Молодой Лев Толстой в 1855 году (когда он еще не считал себя «учителем жизни») в конце повести «Севастополь в мае месяце» мучительно задумывается на ту же тему: нужно ли в литературе художественное выражение неприкрашенной правды, жизни как она есть — без поучительных авторских выводов, — и приходит ходит к той же мысли, что и Пушкин, Лермонтов (в цитированном отрывке), Чехов и другие великие русские писатели-реалисты. Он пишет:
«Вот я и сказал, что хотел сказать на этот раз. Но тяжелое раздумье одолевает меня. Может, не надо было говорить этого, может быть, то, что я сказал, принадлежит к одной из тех злых истин, которые, бессознательно таясь в душе каждого, не должны быть высказываемы, чтобы не сделаться вредными, как осадок вина, который не надо взбалтывать, чтобы не испортить его.
Где выражение зла, которого должно избегать? Где выражение добра, которому должно подражать в этой повести? Кто злодей, кто герой ее? Все хороши и все дурны.

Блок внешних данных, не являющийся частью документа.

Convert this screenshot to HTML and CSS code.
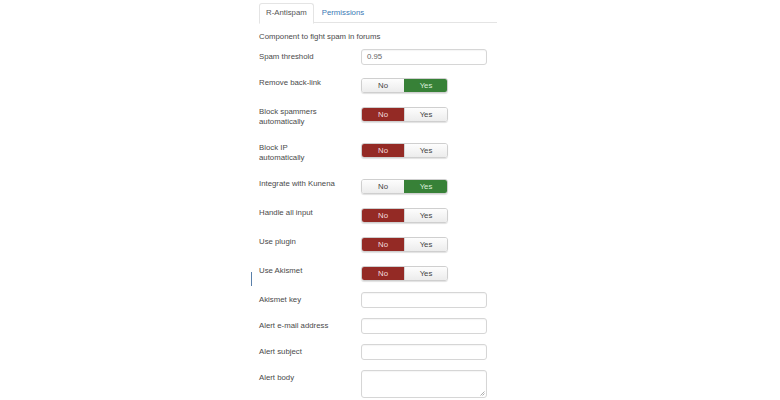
FILE: index.html
```html
<!DOCTYPE html>
<html>
<head>
<meta charset="utf-8">
<link rel="stylesheet" href="styles.css">
</head>
<body>
<div class="page">
  <span class="caret"></span>
  <div class="panel">
    <ul class="tabs">
      <li class="tab active">R-Antispam</li>
      <li class="tab"><a>Permissions</a></li>
    </ul>
    <p class="desc">Component to fight spam in forums</p>
    <div class="row r-input first">
      <label class="lbl">Spam threshold</label>
      <div class="ctl"><div class="input">0.95</div></div>
    </div>
    <div class="row r-toggle">
      <label class="lbl">Remove back-link</label>
      <div class="ctl"><div class="toggle"><span class="btn">No</span><span class="btn yes on">Yes</span></div></div>
    </div>
    <div class="row r-toggle tall">
      <label class="lbl">Block spammers<br>automatically</label>
      <div class="ctl"><div class="toggle"><span class="btn no on">No</span><span class="btn">Yes</span></div></div>
    </div>
    <div class="row r-toggle tall">
      <label class="lbl">Block IP<br>automatically</label>
      <div class="ctl"><div class="toggle"><span class="btn no on">No</span><span class="btn">Yes</span></div></div>
    </div>
    <div class="row r-toggle">
      <label class="lbl">Integrate with Kunena</label>
      <div class="ctl"><div class="toggle"><span class="btn">No</span><span class="btn yes on">Yes</span></div></div>
    </div>
    <div class="row r-toggle">
      <label class="lbl">Handle all input</label>
      <div class="ctl"><div class="toggle"><span class="btn no on">No</span><span class="btn">Yes</span></div></div>
    </div>
    <div class="row r-toggle">
      <label class="lbl">Use plugin</label>
      <div class="ctl"><div class="toggle"><span class="btn no on">No</span><span class="btn">Yes</span></div></div>
    </div>
    <div class="row r-toggle last-toggle">
      <label class="lbl">Use Akismet</label>
      <div class="ctl"><div class="toggle"><span class="btn no on">No</span><span class="btn">Yes</span></div></div>
    </div>
    <div class="row r-input">
      <label class="lbl">Akismet key</label>
      <div class="ctl"><div class="input"></div></div>
    </div>
    <div class="row r-input">
      <label class="lbl">Alert e-mail address</label>
      <div class="ctl"><div class="input"></div></div>
    </div>
    <div class="row r-input">
      <label class="lbl">Alert subject</label>
      <div class="ctl"><div class="input"></div></div>
    </div>
    <div class="row r-input">
      <label class="lbl">Alert body</label>
      <div class="ctl"><div class="input area"><svg class="grip" width="5" height="5" viewBox="0 0 5 5"><path d="M4.5 0.5 L0.5 4.5 M4.5 2.5 L2.5 4.5" stroke="#999" stroke-width="0.8" fill="none"/></svg></div></div>
    </div>
  </div>
</div>
</body>
</html>
```
FILE: styles.css
```css
html, body {
  margin: 0;
  padding: 0;
  background: #fff;
}
body {
  width: 780px;
  height: 400px;
  overflow: hidden;
  font-family: "Liberation Sans", Arial, sans-serif;
  font-size: 7.8px;
  color: #4a4a4a;
}
.page {
  position: relative;
  padding-left: 259px;
  padding-top: 3px;
}
.caret {
  position: absolute;
  left: 251px;
  top: 272px;
  width: 1px;
  height: 14px;
  background: #5a80aa;
}
.panel {
  width: 238px;
}
.tabs {
  list-style: none;
  margin: 0;
  padding: 0;
  display: flex;
  border-bottom: 1px solid #e4e4e4;
  height: 19px;
}
.tab {
  height: 19px;
  line-height: 18px;
  padding: 0 7px;
  margin-bottom: -1px;
  border: 1px solid transparent;
  border-radius: 3px 3px 0 0;
  color: #3071a9;
}
.tab.active {
  color: #555;
  border-color: #e4e4e4;
  border-bottom-color: #fff;
  background: #fff;
  padding: 0 6px;
}
.tab a {
  color: #3b78b4;
}
.desc {
  margin: 9px 0 7px;
  line-height: 10px;
}
.row {
  display: flex;
  align-items: flex-start;
}
.lbl {
  width: 102px;
  flex: none;
  line-height: 10px;
}
.r-input .lbl {
  padding-top: 3px;
}
.r-toggle .lbl {
  padding-top: 0;
}
.r-input {
  margin-bottom: 10px;
}
.r-input.first {
  margin-bottom: 13px;
}
.r-toggle {
  margin-bottom: 14px;
}
.r-toggle.tall {
  margin-bottom: 16px;
}
.r-toggle.last-toggle {
  margin-bottom: 11px;
}
.input {
  width: 126px;
  height: 16px;
  box-sizing: border-box;
  border: 1px solid #d6d6d6;
  border-radius: 3px;
  background: #fff;
  box-shadow: inset 0 1px 1px rgba(0,0,0,0.04);
  padding: 0 5px;
  line-height: 14px;
  color: #666;
}
.input.area {
  height: 28px;
  position: relative;
}
.grip {
  position: absolute;
  right: 1px;
  bottom: 1px;
}
.toggle {
  display: flex;
  width: 87px;
  height: 15px;
  box-sizing: border-box;
  border: 1px solid #cfcfcf;
  border-radius: 3px;
  overflow: hidden;
  box-shadow: 0 1px 1px rgba(0,0,0,0.12);
}
.btn {
  flex: 1;
  text-align: center;
  line-height: 13px;
  color: #444;
  background: linear-gradient(#fdfdfd, #ececec);
}
.btn + .btn {
  border-left: 1px solid #d4d4d4;
}
.btn.on.no {
  background: #942a25;
  color: #f3dede;
  border-color: #942a25;
}
.btn.on.yes {
  background: #378137;
  color: #dcefdc;
  border-color: #378137;
}
```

Ни Калугин с своею блестящею храбростью — bravoure de gentilhomme и тщеславием, двигателем всех поступков, ни Праскухин, пустой, безвредный человек, хотя и павший на брани за веру, престол и отечество181, ни Михайлов с своей робостью и ограниченным взглядом, ни Пест — ребенок без твердых убеждений и правил, не могут быть ни злодеями, ни героями повести.
Герой же моей повести, которого я люблю всеми силами души, которого старался воспроизвести во всей красоте его и который всегда был, есть и будет прекрасен, — правда».